* BEGIN *

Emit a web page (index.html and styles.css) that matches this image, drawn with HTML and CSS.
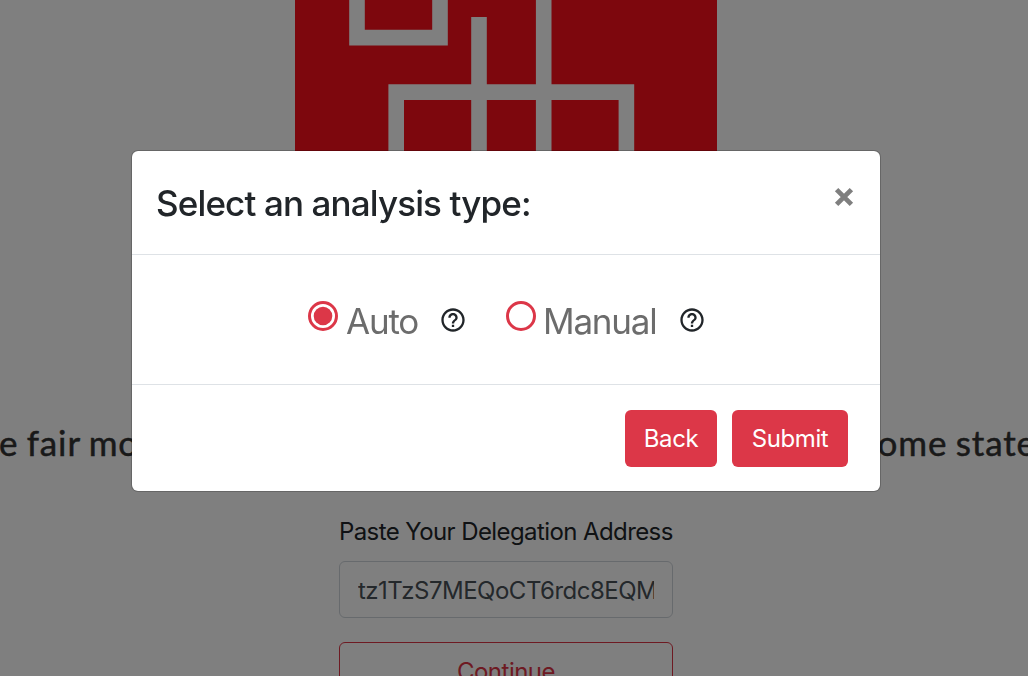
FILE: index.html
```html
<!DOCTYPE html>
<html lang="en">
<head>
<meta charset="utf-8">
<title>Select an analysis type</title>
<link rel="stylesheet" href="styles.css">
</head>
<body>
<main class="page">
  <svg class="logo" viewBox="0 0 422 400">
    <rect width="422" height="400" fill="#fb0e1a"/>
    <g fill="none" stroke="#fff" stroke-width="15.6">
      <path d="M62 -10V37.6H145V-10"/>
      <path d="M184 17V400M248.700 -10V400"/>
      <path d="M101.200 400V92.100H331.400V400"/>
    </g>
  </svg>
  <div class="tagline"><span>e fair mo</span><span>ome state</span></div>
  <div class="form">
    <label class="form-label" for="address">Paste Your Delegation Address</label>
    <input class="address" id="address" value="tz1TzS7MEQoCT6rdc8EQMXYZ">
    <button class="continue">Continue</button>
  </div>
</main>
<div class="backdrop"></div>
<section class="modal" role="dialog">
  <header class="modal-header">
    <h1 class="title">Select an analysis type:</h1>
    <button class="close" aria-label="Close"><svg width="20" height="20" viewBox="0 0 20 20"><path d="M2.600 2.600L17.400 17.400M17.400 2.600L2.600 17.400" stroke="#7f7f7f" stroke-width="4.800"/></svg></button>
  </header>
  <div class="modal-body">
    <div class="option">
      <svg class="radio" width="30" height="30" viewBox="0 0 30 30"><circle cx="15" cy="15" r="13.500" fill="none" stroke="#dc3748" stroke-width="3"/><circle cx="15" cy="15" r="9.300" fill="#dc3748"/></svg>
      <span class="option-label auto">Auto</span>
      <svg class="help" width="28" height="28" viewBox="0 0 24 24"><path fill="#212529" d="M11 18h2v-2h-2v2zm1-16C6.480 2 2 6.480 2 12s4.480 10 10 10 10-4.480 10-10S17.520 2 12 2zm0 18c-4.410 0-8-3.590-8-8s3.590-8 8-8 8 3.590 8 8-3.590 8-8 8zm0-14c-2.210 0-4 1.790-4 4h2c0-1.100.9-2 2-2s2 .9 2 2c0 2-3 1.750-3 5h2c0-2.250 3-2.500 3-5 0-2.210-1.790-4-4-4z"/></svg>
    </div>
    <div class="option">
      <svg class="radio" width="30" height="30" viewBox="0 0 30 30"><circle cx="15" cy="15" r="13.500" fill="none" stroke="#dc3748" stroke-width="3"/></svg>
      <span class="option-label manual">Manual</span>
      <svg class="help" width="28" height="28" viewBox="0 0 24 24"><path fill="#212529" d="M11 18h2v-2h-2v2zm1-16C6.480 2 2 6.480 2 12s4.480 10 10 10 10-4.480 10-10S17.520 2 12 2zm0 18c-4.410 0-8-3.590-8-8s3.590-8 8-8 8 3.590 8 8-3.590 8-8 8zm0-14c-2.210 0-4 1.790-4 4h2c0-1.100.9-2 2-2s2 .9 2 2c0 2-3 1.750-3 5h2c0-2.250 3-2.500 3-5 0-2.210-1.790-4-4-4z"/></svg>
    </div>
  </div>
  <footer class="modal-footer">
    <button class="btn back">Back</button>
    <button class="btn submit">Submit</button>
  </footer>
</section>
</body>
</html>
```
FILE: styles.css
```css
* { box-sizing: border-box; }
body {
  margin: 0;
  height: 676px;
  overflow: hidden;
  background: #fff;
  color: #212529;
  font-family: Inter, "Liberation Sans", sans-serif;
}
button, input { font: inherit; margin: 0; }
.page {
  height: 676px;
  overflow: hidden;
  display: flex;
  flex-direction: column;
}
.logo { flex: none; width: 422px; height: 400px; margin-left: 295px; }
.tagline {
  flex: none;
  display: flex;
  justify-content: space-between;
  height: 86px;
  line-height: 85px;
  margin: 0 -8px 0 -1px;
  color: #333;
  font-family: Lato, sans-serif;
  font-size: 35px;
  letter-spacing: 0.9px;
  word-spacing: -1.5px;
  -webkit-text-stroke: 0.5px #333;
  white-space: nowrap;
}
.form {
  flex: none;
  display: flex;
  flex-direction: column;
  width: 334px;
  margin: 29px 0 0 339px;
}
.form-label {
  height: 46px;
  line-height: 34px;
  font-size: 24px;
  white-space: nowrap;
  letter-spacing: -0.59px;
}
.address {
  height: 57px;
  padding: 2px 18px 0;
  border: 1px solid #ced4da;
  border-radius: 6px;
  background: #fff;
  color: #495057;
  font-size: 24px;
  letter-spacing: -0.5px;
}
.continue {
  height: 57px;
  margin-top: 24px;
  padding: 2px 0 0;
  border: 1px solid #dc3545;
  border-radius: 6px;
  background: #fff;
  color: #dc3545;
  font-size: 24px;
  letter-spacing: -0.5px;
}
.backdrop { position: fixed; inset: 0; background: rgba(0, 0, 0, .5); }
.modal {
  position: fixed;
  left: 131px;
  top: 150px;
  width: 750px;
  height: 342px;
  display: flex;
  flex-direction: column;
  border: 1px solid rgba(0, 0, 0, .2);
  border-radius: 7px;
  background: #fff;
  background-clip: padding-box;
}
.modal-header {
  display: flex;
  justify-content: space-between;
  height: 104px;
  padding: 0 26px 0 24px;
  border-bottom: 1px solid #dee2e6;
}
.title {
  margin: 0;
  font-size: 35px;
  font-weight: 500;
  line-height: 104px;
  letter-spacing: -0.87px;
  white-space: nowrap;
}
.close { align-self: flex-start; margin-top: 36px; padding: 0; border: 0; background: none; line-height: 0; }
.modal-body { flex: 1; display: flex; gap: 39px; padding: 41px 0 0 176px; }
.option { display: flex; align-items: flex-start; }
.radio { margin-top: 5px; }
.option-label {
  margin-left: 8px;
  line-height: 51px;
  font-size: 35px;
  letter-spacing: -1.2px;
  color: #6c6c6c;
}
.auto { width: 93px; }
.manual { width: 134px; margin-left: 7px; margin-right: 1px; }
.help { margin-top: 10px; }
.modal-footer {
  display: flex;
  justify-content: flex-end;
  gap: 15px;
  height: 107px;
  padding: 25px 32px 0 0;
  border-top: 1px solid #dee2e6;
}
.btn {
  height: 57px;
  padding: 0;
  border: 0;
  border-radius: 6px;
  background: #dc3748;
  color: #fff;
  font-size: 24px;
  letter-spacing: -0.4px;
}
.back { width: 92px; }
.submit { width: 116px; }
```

* END *

■ **Short problem**: Your task is to repeat the data above exactly while excluding the pictures.

■ **Answer for this exercise**:
Emit a web page (index.html and styles.css) that matches this image, drawn with HTML and CSS.
FILE: index.html
```html
<!DOCTYPE html>
<html lang="en">
<head>
<meta charset="utf-8">
<title>Select an analysis type</title>
<link rel="stylesheet" href="styles.css">
</head>
<body>
<main class="page">
  <svg class="logo" viewBox="0 0 422 400">
    <rect width="422" height="400" fill="#fb0e1a"/>
    <g fill="none" stroke="#fff" stroke-width="15.6">
      <path d="M62 -10V37.6H145V-10"/>
      <path d="M184 17V400M248.700 -10V400"/>
      <path d="M101.200 400V92.100H331.400V400"/>
    </g>
  </svg>
  <div class="tagline"><span>e fair mo</span><span>ome state</span></div>
  <div class="form">
    <label class="form-label" for="address">Paste Your Delegation Address</label>
    <input class="address" id="address" value="tz1TzS7MEQoCT6rdc8EQMXYZ">
    <button class="continue">Continue</button>
  </div>
</main>
<div class="backdrop"></div>
<section class="modal" role="dialog">
  <header class="modal-header">
    <h1 class="title">Select an analysis type:</h1>
    <button class="close" aria-label="Close"><svg width="20" height="20" viewBox="0 0 20 20"><path d="M2.600 2.600L17.400 17.400M17.400 2.600L2.600 17.400" stroke="#7f7f7f" stroke-width="4.800"/></svg></button>
  </header>
  <div class="modal-body">
    <div class="option">
      <svg class="radio" width="30" height="30" viewBox="0 0 30 30"><circle cx="15" cy="15" r="13.500" fill="none" stroke="#dc3748" stroke-width="3"/><circle cx="15" cy="15" r="9.300" fill="#dc3748"/></svg>
      <span class="option-label auto">Auto</span>
      <svg class="help" width="28" height="28" viewBox="0 0 24 24"><path fill="#212529" d="M11 18h2v-2h-2v2zm1-16C6.480 2 2 6.480 2 12s4.480 10 10 10 10-4.480 10-10S17.520 2 12 2zm0 18c-4.410 0-8-3.590-8-8s3.590-8 8-8 8 3.590 8 8-3.590 8-8 8zm0-14c-2.210 0-4 1.790-4 4h2c0-1.100.9-2 2-2s2 .9 2 2c0 2-3 1.750-3 5h2c0-2.250 3-2.500 3-5 0-2.210-1.790-4-4-4z"/></svg>
    </div>
    <div class="option">
      <svg class="radio" width="30" height="30" viewBox="0 0 30 30"><circle cx="15" cy="15" r="13.500" fill="none" stroke="#dc3748" stroke-width="3"/></svg>
      <span class="option-label manual">Manual</span>
      <svg class="help" width="28" height="28" viewBox="0 0 24 24"><path fill="#212529" d="M11 18h2v-2h-2v2zm1-16C6.480 2 2 6.480 2 12s4.480 10 10 10 10-4.480 10-10S17.520 2 12 2zm0 18c-4.410 0-8-3.590-8-8s3.590-8 8-8 8 3.590 8 8-3.590 8-8 8zm0-14c-2.210 0-4 1.790-4 4h2c0-1.100.9-2 2-2s2 .9 2 2c0 2-3 1.750-3 5h2c0-2.250 3-2.500 3-5 0-2.210-1.790-4-4-4z"/></svg>
    </div>
  </div>
  <footer class="modal-footer">
    <button class="btn back">Back</button>
    <button class="btn submit">Submit</button>
  </footer>
</section>
</body>
</html>
```
FILE: styles.css
```css
* { box-sizing: border-box; }
body {
  margin: 0;
  height: 676px;
  overflow: hidden;
  background: #fff;
  color: #212529;
  font-family: Inter, "Liberation Sans", sans-serif;
}
button, input { font: inherit; margin: 0; }
.page {
  height: 676px;
  overflow: hidden;
  display: flex;
  flex-direction: column;
}
.logo { flex: none; width: 422px; height: 400px; margin-left: 295px; }
.tagline {
  flex: none;
  display: flex;
  justify-content: space-between;
  height: 86px;
  line-height: 85px;
  margin: 0 -8px 0 -1px;
  color: #333;
  font-family: Lato, sans-serif;
  font-size: 35px;
  letter-spacing: 0.9px;
  word-spacing: -1.5px;
  -webkit-text-stroke: 0.5px #333;
  white-space: nowrap;
}
.form {
  flex: none;
  display: flex;
  flex-direction: column;
  width: 334px;
  margin: 29px 0 0 339px;
}
.form-label {
  height: 46px;
  line-height: 34px;
  font-size: 24px;
  white-space: nowrap;
  letter-spacing: -0.59px;
}
.address {
  height: 57px;
  padding: 2px 18px 0;
  border: 1px solid #ced4da;
  border-radius: 6px;
  background: #fff;
  color: #495057;
  font-size: 24px;
  letter-spacing: -0.5px;
}
.continue {
  height: 57px;
  margin-top: 24px;
  padding: 2px 0 0;
  border: 1px solid #dc3545;
  border-radius: 6px;
  background: #fff;
  color: #dc3545;
  font-size: 24px;
  letter-spacing: -0.5px;
}
.backdrop { position: fixed; inset: 0; background: rgba(0, 0, 0, .5); }
.modal {
  position: fixed;
  left: 131px;
  top: 150px;
  width: 750px;
  height: 342px;
  display: flex;
  flex-direction: column;
  border: 1px solid rgba(0, 0, 0, .2);
  border-radius: 7px;
  background: #fff;
  background-clip: padding-box;
}
.modal-header {
  display: flex;
  justify-content: space-between;
  height: 104px;
  padding: 0 26px 0 24px;
  border-bottom: 1px solid #dee2e6;
}
.title {
  margin: 0;
  font-size: 35px;
  font-weight: 500;
  line-height: 104px;
  letter-spacing: -0.87px;
  white-space: nowrap;
}
.close { align-self: flex-start; margin-top: 36px; padding: 0; border: 0; background: none; line-height: 0; }
.modal-body { flex: 1; display: flex; gap: 39px; padding: 41px 0 0 176px; }
.option { display: flex; align-items: flex-start; }
.radio { margin-top: 5px; }
.option-label {
  margin-left: 8px;
  line-height: 51px;
  font-size: 35px;
  letter-spacing: -1.2px;
  color: #6c6c6c;
}
.auto { width: 93px; }
.manual { width: 134px; margin-left: 7px; margin-right: 1px; }
.help { margin-top: 10px; }
.modal-footer {
  display: flex;
  justify-content: flex-end;
  gap: 15px;
  height: 107px;
  padding: 25px 32px 0 0;
  border-top: 1px solid #dee2e6;
}
.btn {
  height: 57px;
  padding: 0;
  border: 0;
  border-radius: 6px;
  background: #dc3748;
  color: #fff;
  font-size: 24px;
  letter-spacing: -0.4px;
}
.back { width: 92px; }
.submit { width: 116px; }
```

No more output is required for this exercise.